* Begin Information supplied *
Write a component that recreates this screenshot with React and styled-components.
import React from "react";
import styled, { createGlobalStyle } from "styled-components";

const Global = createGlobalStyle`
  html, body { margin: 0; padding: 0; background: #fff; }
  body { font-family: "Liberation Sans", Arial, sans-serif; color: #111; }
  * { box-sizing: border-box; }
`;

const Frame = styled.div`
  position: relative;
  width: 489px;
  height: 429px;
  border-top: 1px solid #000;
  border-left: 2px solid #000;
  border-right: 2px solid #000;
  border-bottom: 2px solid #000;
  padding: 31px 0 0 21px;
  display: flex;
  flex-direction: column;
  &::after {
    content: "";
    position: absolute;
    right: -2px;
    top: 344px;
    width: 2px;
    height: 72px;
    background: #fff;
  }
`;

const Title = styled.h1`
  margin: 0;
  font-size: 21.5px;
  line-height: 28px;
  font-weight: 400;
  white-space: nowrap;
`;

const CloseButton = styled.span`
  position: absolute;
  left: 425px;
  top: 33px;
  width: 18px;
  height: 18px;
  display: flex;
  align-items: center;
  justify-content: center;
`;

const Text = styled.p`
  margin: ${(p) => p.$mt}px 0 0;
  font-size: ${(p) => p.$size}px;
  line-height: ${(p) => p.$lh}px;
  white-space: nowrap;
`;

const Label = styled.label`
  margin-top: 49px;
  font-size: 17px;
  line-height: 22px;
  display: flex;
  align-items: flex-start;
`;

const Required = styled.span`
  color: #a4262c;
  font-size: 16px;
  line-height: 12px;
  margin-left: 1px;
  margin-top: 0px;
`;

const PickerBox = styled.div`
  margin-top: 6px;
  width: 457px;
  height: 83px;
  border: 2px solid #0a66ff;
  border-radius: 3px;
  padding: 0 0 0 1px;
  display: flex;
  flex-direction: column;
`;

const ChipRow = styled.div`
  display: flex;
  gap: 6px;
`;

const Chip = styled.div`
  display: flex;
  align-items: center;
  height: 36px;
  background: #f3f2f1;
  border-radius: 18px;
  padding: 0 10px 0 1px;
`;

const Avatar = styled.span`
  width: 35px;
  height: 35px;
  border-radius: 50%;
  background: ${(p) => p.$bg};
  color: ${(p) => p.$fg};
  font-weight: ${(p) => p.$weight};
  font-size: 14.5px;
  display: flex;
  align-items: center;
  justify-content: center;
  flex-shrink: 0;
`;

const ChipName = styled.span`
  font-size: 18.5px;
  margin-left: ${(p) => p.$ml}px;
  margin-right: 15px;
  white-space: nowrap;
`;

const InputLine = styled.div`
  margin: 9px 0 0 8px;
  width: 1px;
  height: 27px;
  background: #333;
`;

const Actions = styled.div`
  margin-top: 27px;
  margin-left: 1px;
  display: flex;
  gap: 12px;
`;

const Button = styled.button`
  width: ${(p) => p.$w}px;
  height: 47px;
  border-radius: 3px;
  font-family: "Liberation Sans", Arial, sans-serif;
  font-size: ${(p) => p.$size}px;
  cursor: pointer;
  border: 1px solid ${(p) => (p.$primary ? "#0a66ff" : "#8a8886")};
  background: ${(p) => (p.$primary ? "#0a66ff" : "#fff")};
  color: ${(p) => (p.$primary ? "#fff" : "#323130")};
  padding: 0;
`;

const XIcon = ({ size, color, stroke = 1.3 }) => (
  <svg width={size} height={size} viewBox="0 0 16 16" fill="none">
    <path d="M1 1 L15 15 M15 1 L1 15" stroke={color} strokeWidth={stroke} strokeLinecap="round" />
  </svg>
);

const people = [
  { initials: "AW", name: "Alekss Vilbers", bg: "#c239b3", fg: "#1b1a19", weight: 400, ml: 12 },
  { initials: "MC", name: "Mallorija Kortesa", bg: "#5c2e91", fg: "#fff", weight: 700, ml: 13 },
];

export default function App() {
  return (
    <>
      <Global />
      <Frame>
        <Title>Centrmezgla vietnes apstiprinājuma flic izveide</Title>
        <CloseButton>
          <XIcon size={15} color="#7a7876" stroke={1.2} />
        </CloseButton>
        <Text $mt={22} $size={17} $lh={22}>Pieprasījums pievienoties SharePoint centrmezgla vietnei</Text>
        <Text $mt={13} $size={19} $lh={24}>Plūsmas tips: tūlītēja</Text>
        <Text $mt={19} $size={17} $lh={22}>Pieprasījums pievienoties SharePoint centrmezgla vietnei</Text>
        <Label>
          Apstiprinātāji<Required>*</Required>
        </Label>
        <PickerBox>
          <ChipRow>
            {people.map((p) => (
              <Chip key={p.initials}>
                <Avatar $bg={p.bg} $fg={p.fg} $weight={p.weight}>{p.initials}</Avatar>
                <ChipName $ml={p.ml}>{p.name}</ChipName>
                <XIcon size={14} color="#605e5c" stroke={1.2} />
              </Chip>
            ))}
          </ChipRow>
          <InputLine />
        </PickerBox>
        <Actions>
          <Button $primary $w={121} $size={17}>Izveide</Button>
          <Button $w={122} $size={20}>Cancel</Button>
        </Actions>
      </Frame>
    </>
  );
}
* End Information supplied *
What this task involves :: Set down every line of the listing above again, exactly as given.

Task answer ::
Write a component that recreates this screenshot with React and styled-components.
import React from "react";
import styled, { createGlobalStyle } from "styled-components";

const Global = createGlobalStyle`
  html, body { margin: 0; padding: 0; background: #fff; }
  body { font-family: "Liberation Sans", Arial, sans-serif; color: #111; }
  * { box-sizing: border-box; }
`;

const Frame = styled.div`
  position: relative;
  width: 489px;
  height: 429px;
  border-top: 1px solid #000;
  border-left: 2px solid #000;
  border-right: 2px solid #000;
  border-bottom: 2px solid #000;
  padding: 31px 0 0 21px;
  display: flex;
  flex-direction: column;
  &::after {
    content: "";
    position: absolute;
    right: -2px;
    top: 344px;
    width: 2px;
    height: 72px;
    background: #fff;
  }
`;

const Title = styled.h1`
  margin: 0;
  font-size: 21.5px;
  line-height: 28px;
  font-weight: 400;
  white-space: nowrap;
`;

const CloseButton = styled.span`
  position: absolute;
  left: 425px;
  top: 33px;
  width: 18px;
  height: 18px;
  display: flex;
  align-items: center;
  justify-content: center;
`;

const Text = styled.p`
  margin: ${(p) => p.$mt}px 0 0;
  font-size: ${(p) => p.$size}px;
  line-height: ${(p) => p.$lh}px;
  white-space: nowrap;
`;

const Label = styled.label`
  margin-top: 49px;
  font-size: 17px;
  line-height: 22px;
  display: flex;
  align-items: flex-start;
`;

const Required = styled.span`
  color: #a4262c;
  font-size: 16px;
  line-height: 12px;
  margin-left: 1px;
  margin-top: 0px;
`;

const PickerBox = styled.div`
  margin-top: 6px;
  width: 457px;
  height: 83px;
  border: 2px solid #0a66ff;
  border-radius: 3px;
  padding: 0 0 0 1px;
  display: flex;
  flex-direction: column;
`;

const ChipRow = styled.div`
  display: flex;
  gap: 6px;
`;

const Chip = styled.div`
  display: flex;
  align-items: center;
  height: 36px;
  background: #f3f2f1;
  border-radius: 18px;
  padding: 0 10px 0 1px;
`;

const Avatar = styled.span`
  width: 35px;
  height: 35px;
  border-radius: 50%;
  background: ${(p) => p.$bg};
  color: ${(p) => p.$fg};
  font-weight: ${(p) => p.$weight};
  font-size: 14.5px;
  display: flex;
  align-items: center;
  justify-content: center;
  flex-shrink: 0;
`;

const ChipName = styled.span`
  font-size: 18.5px;
  margin-left: ${(p) => p.$ml}px;
  margin-right: 15px;
  white-space: nowrap;
`;

const InputLine = styled.div`
  margin: 9px 0 0 8px;
  width: 1px;
  height: 27px;
  background: #333;
`;

const Actions = styled.div`
  margin-top: 27px;
  margin-left: 1px;
  display: flex;
  gap: 12px;
`;

const Button = styled.button`
  width: ${(p) => p.$w}px;
  height: 47px;
  border-radius: 3px;
  font-family: "Liberation Sans", Arial, sans-serif;
  font-size: ${(p) => p.$size}px;
  cursor: pointer;
  border: 1px solid ${(p) => (p.$primary ? "#0a66ff" : "#8a8886")};
  background: ${(p) => (p.$primary ? "#0a66ff" : "#fff")};
  color: ${(p) => (p.$primary ? "#fff" : "#323130")};
  padding: 0;
`;

const XIcon = ({ size, color, stroke = 1.3 }) => (
  <svg width={size} height={size} viewBox="0 0 16 16" fill="none">
    <path d="M1 1 L15 15 M15 1 L1 15" stroke={color} strokeWidth={stroke} strokeLinecap="round" />
  </svg>
);

const people = [
  { initials: "AW", name: "Alekss Vilbers", bg: "#c239b3", fg: "#1b1a19", weight: 400, ml: 12 },
  { initials: "MC", name: "Mallorija Kortesa", bg: "#5c2e91", fg: "#fff", weight: 700, ml: 13 },
];

export default function App() {
  return (
    <>
      <Global />
      <Frame>
        <Title>Centrmezgla vietnes apstiprinājuma flic izveide</Title>
        <CloseButton>
          <XIcon size={15} color="#7a7876" stroke={1.2} />
        </CloseButton>
        <Text $mt={22} $size={17} $lh={22}>Pieprasījums pievienoties SharePoint centrmezgla vietnei</Text>
        <Text $mt={13} $size={19} $lh={24}>Plūsmas tips: tūlītēja</Text>
        <Text $mt={19} $size={17} $lh={22}>Pieprasījums pievienoties SharePoint centrmezgla vietnei</Text>
        <Label>
          Apstiprinātāji<Required>*</Required>
        </Label>
        <PickerBox>
          <ChipRow>
            {people.map((p) => (
              <Chip key={p.initials}>
                <Avatar $bg={p.bg} $fg={p.fg} $weight={p.weight}>{p.initials}</Avatar>
                <ChipName $ml={p.ml}>{p.name}</ChipName>
                <XIcon size={14} color="#605e5c" stroke={1.2} />
              </Chip>
            ))}
          </ChipRow>
          <InputLine />
        </PickerBox>
        <Actions>
          <Button $primary $w={121} $size={17}>Izveide</Button>
          <Button $w={122} $size={20}>Cancel</Button>
        </Actions>
      </Frame>
    </>
  );
}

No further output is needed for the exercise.